The platform in Featherston, sparsely populated for Wednesday morning’s service to Wellington, could start to fill up from yesterday. PHOTO/ARTHUR HAWKES

ARTHUR HAWKES
arthur.hawkes@age.co.nz

With the region poised to go back to work, and a substantial proportion of this work taking place over the hill, Metlink services are set to fill up again.

With Alert Level 2 arriving yesterday, Metlink said that physical distancing “will still apply on board which reduces the number of passengers we can carry, so avoid travelling during peak when possible”.

“You may need to wait for the next service if you are unable to exercise appropriate physical distancing on board.

“Wairarapa services will return to regular carriage numbers with continued restrictions such as wheelchair access, luggage and bikes.”

Daran Ponter, chairman of the Greater Wellington Regional Council, and Roger Blakeley, chairman of the GWRC transport committee, held a public Q and A on Tuesday night.

Questions were in large part dominated by queries about the busy Wairarapa line.

“We’re running the maximum number of buses and trains that we can run,” Ponter responded to one question. “We don’t have any more trains, and we don’t have any more drivers.

“What you will experience because every second seat can’t be used is that there’s less ability to carry people on the services that we’ve got.

“The hope that we have is that we don’t have a complete rush [yesterday] and today, and during next week when everybody is going back to work, but we think that’s highly unlikely.

“Most big employers are looking to bring back less than 50 per cent of employees.”

Despite requests for more trains from many Wairarapa commuters, Blakely said the system would be running at maximum available rolling stock, and that they couldn’t “magic” trains into being that weren’t already there.

“We don’t have extra services currently scheduled, but we will be monitoring what happens on the buses and the trains, so if people can spread out their travel patterns, then that might help in spreading peak demand,” Blakely said.

In response to this, Jenny Williams made the comment that off-peak travel “isn’t an option” on the Wairarapa line.

Zebulin Walker, who is a regular commuter to his job at the Commerce Commission in Wellington, said he was holding off going back into the office until the travel situation seemed more feasible.

“The travel disruptions will kick in for me next week when I would have otherwise returned to the office,” Walker said. “I am one of the ones who will be able to continue working from home and will choose to do so in order for others to use the train.

“But I would prefer to be catching the train in and having a vastly more productive day.

“Whoever runs the trains has known this day is coming for more than six weeks, yet seems to have thought amendments, and reductions in seating, to the existing arrangements would somehow work.”

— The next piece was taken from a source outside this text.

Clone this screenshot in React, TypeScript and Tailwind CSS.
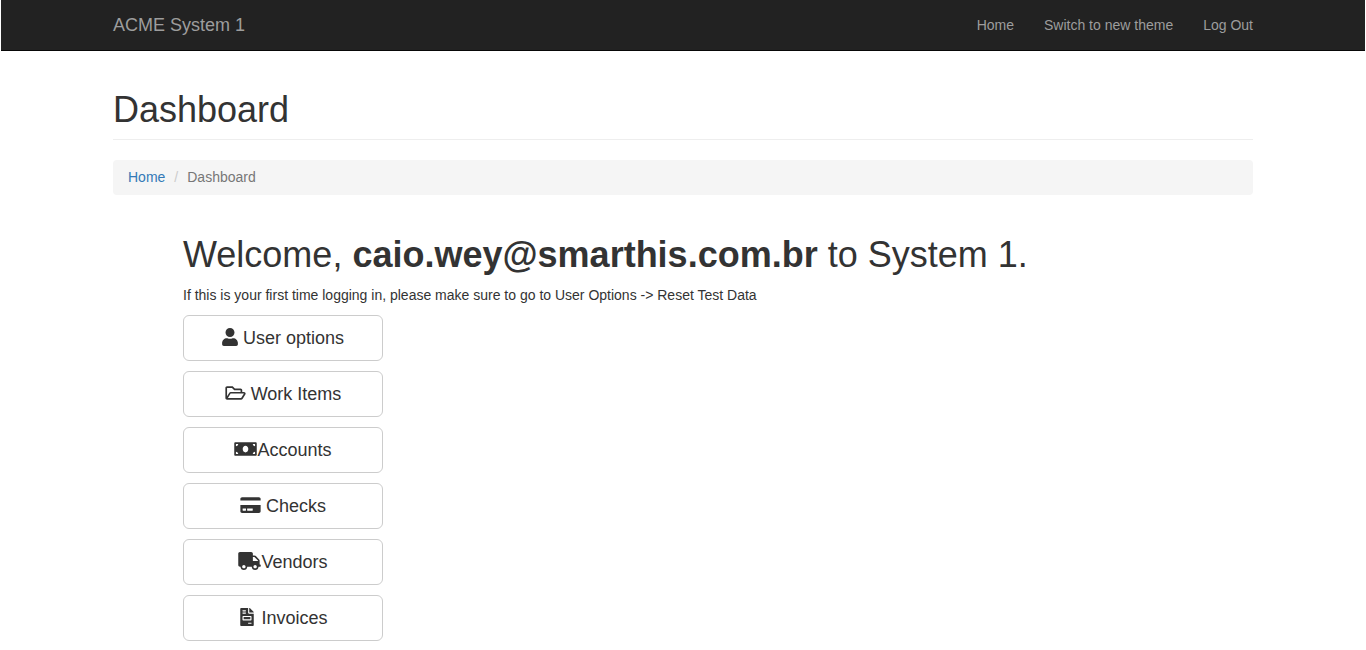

For the morning services from Featherston on Wednesday, there was only a smattering of commuters, and with numbers set to rise from yesterday, this could cause problems.

Walker suggested a shuttle service to Upper Hutt, where there are a lot more options for getting into Wellington.

Commuter Karen Shaw said that she assumed, “the first of us will just have to be guinea pigs, and make sure you have a back up to get home from Upper Hutt if it comes to that”.

With Wairarapa line services running at reduced capacity, and no more trains on the line, it seems that the message is to wait and see and to prolong going back to work if possible.